Radial distributions

Question

here is a theorem I am not able to solve, it is about distributions (Schwartz).

Let $\Omega = \mathbb{R}^2 \setminus \{0\}$. Show that for all $S \in \mathcal{D}'(\mathbb{R}_+^*)$ there exists a unique $T \in \mathcal{D}'(\Omega)$ such that : $$\langle S, \phi \rangle = \langle T, \phi \circ N \rangle$$ and satisfies $(x \partial _y - y \partial _x) T=0$ in $\mathcal{D}'(\Omega)$ and where $N(x,y)=x^2+y^2$

What I've done :

1. If $T$ is a $\mathcal{C}^1$ function then by setting $x=r \cos \theta$ and $y= r \sin \theta$ we have $\partial _{\theta} T=0$ so that $T(r, \theta)=T_0(r)$ and that makes the theorem I want to prove a generalisation of this to distributions.
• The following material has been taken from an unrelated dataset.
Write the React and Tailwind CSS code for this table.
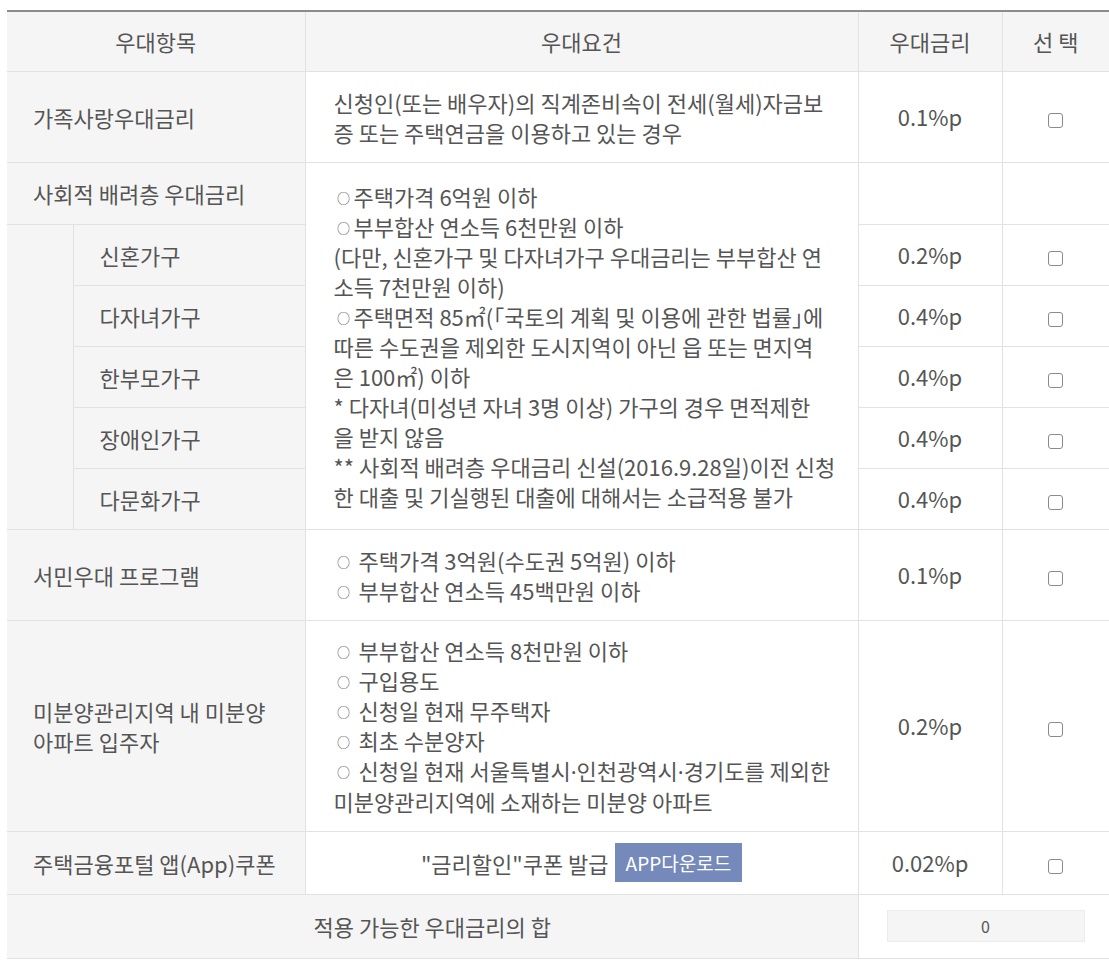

2. For $T \in \mathcal{D}'(\Omega)$ such that $(x \partial _y - y \partial _x) T=0$ in $\mathcal{D}'(\Omega)$ I showed that $T \circ R_{\theta}=T$ where $R_{\theta}$ is the rotation of the plan of angle $\theta \in \mathbb{R}$.

Can you provide me a hint to prove it ?

Thanks in advance.

Answer 1

For unicity it is sufficient to show that for $S=0$ the only possible $T$ is equal to $0$.
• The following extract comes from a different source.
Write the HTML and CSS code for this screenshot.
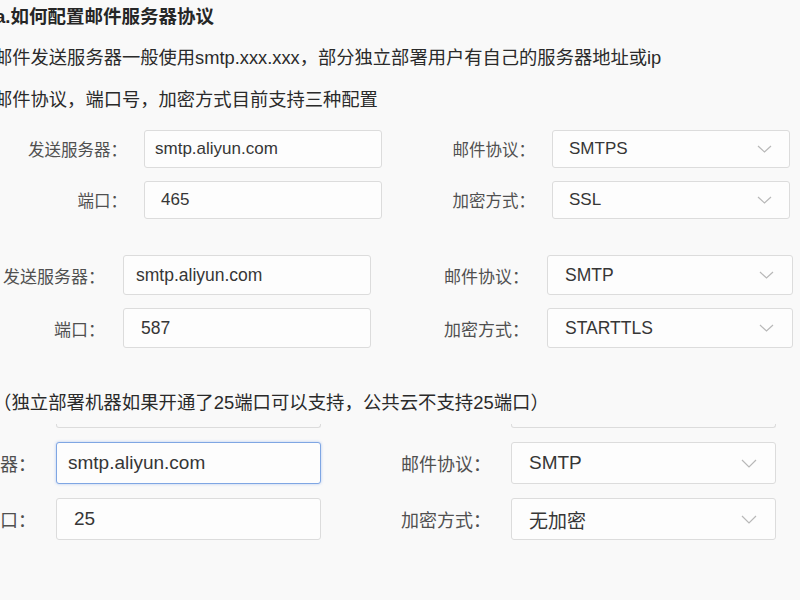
FILE: index.html
```html
<!DOCTYPE html>
<html lang="zh-CN">
<head>
    <meta charset="UTF-8">
    <meta name="viewport" content="width=device-width, initial-scale=1.0">
    <title>邮件服务器配置</title>
    <link rel="stylesheet" href="styles.css">
</head>
<body>
    <div class="doc">
        <h3 class="doc-title">a.如何配置邮件服务器协议</h3>
        <p class="doc-text">邮件发送服务器一般使用smtp.xxx.xxx，部分独立部署用户有自己的服务器地址或ip</p>
        <p class="doc-text">邮件协议，端口号，加密方式目前支持三种配置</p>

        <!-- SMTPS + SSL -->
        <div class="config config-ssl">
            <label class="label">发送服务器：</label>
            <div class="field">smtp.aliyun.com</div>
            <label class="label">邮件协议：</label>
            <div class="field select">
                <span class="value">SMTPS</span>
                <svg class="chevron" width="15" height="8" viewBox="0 0 15 8"><polyline points="1,1 7.5,7 14,1"/></svg>
            </div>
            <label class="label">端口：</label>
            <div class="field port">465</div>
            <label class="label">加密方式：</label>
            <div class="field select">
                <span class="value">SSL</span>
                <svg class="chevron" width="15" height="8" viewBox="0 0 15 8"><polyline points="1,1 7.5,7 14,1"/></svg>
            </div>
        </div>

        <!-- SMTP + STARTTLS -->
        <div class="config config-tls">
            <label class="label">发送服务器：</label>
            <div class="field">smtp.aliyun.com</div>
            <label class="label">邮件协议：</label>
            <div class="field select">
                <span class="value">SMTP</span>
                <svg class="chevron" width="15" height="8" viewBox="0 0 15 8"><polyline points="1,1 7.5,7 14,1"/></svg>
            </div>
            <label class="label">端口：</label>
            <div class="field port">587</div>
            <label class="label">加密方式：</label>
            <div class="field select">
                <span class="value">STARTTLS</span>
                <svg class="chevron" width="15" height="8" viewBox="0 0 15 8"><polyline points="1,1 7.5,7 14,1"/></svg>
            </div>
        </div>

        <p class="doc-note">（独立部署机器如果开通了25端口可以支持，公共云不支持25端口）</p>

        <!-- SMTP 无加密 -->
        <div class="config config-plain">
            <span></span>
            <div class="edge"></div>
            <span></span>
            <div class="edge"></div>
            <label class="label">发送服务器：</label>
            <div class="field focused">smtp.aliyun.com</div>
            <label class="label">邮件协议：</label>
            <div class="field select">
                <span class="value">SMTP</span>
                <svg class="chevron" width="16" height="9" viewBox="0 0 16 9"><polyline points="1,1 8,8 15,1"/></svg>
            </div>
            <label class="label">端口：</label>
            <div class="field port">25</div>
            <label class="label">加密方式：</label>
            <div class="field select">
                <span class="value">无加密</span>
                <svg class="chevron" width="16" height="9" viewBox="0 0 16 9"><polyline points="1,1 8,8 15,1"/></svg>
            </div>
        </div>
    </div>
</body>
</html>
```

FILE: styles.css
```css
body {
    margin: 0;
    padding: 0;
    background-color: #f9f9f9;
    font-family: "Liberation Sans", "Noto Sans CJK SC", sans-serif;
    color: #2a2a2a;
    overflow: hidden;
}
.doc {
    width: 800px;
}
.doc-title {
    margin: 0 0 3px -5px;
    font-size: 18.5px;
    font-weight: bold;
    line-height: 34px;
    color: #262626;
}
.doc-text {
    margin: 0 0 0 -6px;
    font-size: 18.3px;
    line-height: 42px;
    white-space: nowrap;
}
.doc-note {
    margin: 34px 0 0 -7px;
    font-size: 18.4px;
    line-height: 42px;
    white-space: nowrap;
}

/* form blocks */
.config {
    display: grid;
    align-items: center;
}
.label {
    display: flex;
    justify-content: flex-end;
    color: #505050;
    white-space: nowrap;
}
.field {
    box-sizing: border-box;
    height: 100%;
    display: flex;
    align-items: center;
    background-color: #fdfdfd;
    border: 1px solid #dcdcdc;
    border-radius: 3px;
    color: #363636;
    white-space: nowrap;
}
.select {
    justify-content: space-between;
}
.chevron {
    fill: none;
    stroke: #b8b8b8;
    stroke-width: 1.2;
}
.focused {
    border-color: #7fa6e3;
    box-shadow: 0 0 3px rgba(90, 140, 230, 0.45);
}
.edge {
    box-sizing: border-box;
    height: 4px;
    border: 1px solid #dcdcdc;
    border-top: none;
    border-radius: 0 0 3px 3px;
}

.config-ssl {
    margin-top: 9px;
    grid-template-columns: 144px 238px 170px 238px;
    grid-template-rows: 38px 38px;
    row-gap: 13px;
}
.config-ssl .label {
    font-size: 16.5px;
    padding-right: 17px;
}
.config-ssl .field {
    font-size: 17px;
    padding: 0 10px;
}
.config-ssl .port,
.config-ssl .select {
    padding-left: 16px;
}
.config-ssl .select {
    padding-right: 17px;
}

.config-tls {
    margin-top: 36px;
    grid-template-columns: 123px 248px 176px 246px;
    grid-template-rows: 40px 40px;
    row-gap: 13px;
}
.config-tls .label {
    font-size: 17px;
    padding-right: 18px;
}
.config-tls .field {
    font-size: 17.5px;
    padding: 0 12px;
}
.config-tls .port,
.config-tls .select {
    padding-left: 17px;
}
.config-tls .select {
    padding-right: 18px;
}

.config-plain {
    grid-template-columns: 56px 265px 190px 265px;
    grid-template-rows: 4px 42px 42px;
    row-gap: 14px;
}
.config-plain .label {
    font-size: 18px;
    padding-right: 20px;
}
.config-plain .field {
    font-size: 19px;
    padding: 0 11px;
}
.config-plain .port,
.config-plain .select {
    padding-left: 17px;
}
.config-plain .select {
    padding-right: 18px;
}
```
The condition $S=0$ implies that $T$ is zero on all test functions $\phi$ which depend only on $r=\sqrt{x^2+y^2}$.

The second condition, as you've shown, implies that $T$ is invariant under rotations $R_\theta$.

edit

Define $R_\theta$ as a rotation by angle $\theta$. Then any point $(x,y)$ with $r=\sqrt{x^2+y^2}=\sqrt{x_0^2+y_0^2}>0$ satisfies $$(x,y)=R_\theta[(x_0,y_0)]$$ for some angle $\theta\in[0,2\pi)$.

Then you write $$\psi (x_0,y_0) =\frac{1}{|C|}\int_{\sqrt{x^2+y^2}=\sqrt{x_0^2+y_0^2}}\phi(x,y)ds.$$ The equation $\sqrt{x^2+y^2}=\sqrt{x_0^2+y_0^2}$ gives you a manifold (a circle $C$), $ds$ is a measure on this manifold, and $|C|$ is the total measure of this manifold.
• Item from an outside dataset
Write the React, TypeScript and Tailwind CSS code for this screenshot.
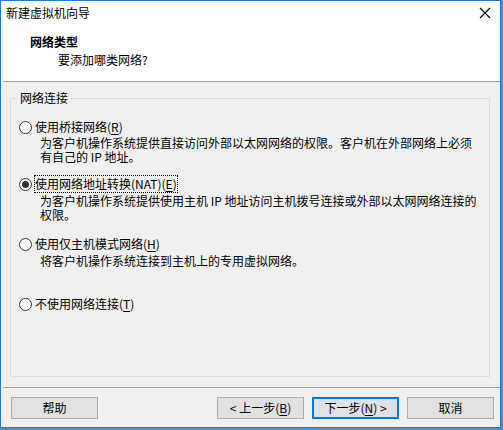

Upon changing variables you can say that

$$\psi (x_0,y_0) =\frac{1}{2\pi}\int_{\theta\in[0,2\pi)}\phi(R_\theta [(x_0,y_0)])d\theta.$$

This will be a test function depending only on $r=\sqrt{x_0^2+y_0^2}$, hence $\langle T,\psi\rangle=0$. On the other hand,

$$\langle T,\psi\rangle= \frac{1}{2\pi}\left\langle T,\int_{[0,2\pi]}\phi(R_\theta [(x_0,y_0)])d\theta \right\rangle = \frac{1}{2\pi} \int_{[0,2\pi]}\left\langle T,\phi(R_\theta [(x_0,y_0)])\right\rangle d\theta =\frac{1}{2\pi} \int_{[0,2\pi]} \langle T\circ R_{-\theta},\phi \rangle d\theta= \frac{1}{2\pi} \int_{[0,2\pi]} \langle T ,\phi \rangle d\theta = \langle T ,\phi \rangle . $$ We can conclude that $T=0$ and thus the unicity holds.

end edit

Answer 2

After long thinking I came to a partial solution :

For the existence just set : $$\langle T, \phi \rangle = \frac{1}{2 \pi} \left\langle S , \int_{\theta \in [0, 2\pi]} \phi(\cdot , \theta) \mathrm{d} \theta \right \rangle $$ This defines a distribution and it is easily seen that $\partial_{\theta} T=0$ i.e $(x \partial _y - y \partial _x)T=0$

What about the uniqueness, I know it comes from the fact that $T \circ R_{\theta} = T$ but impossible to prove it in a clean way ..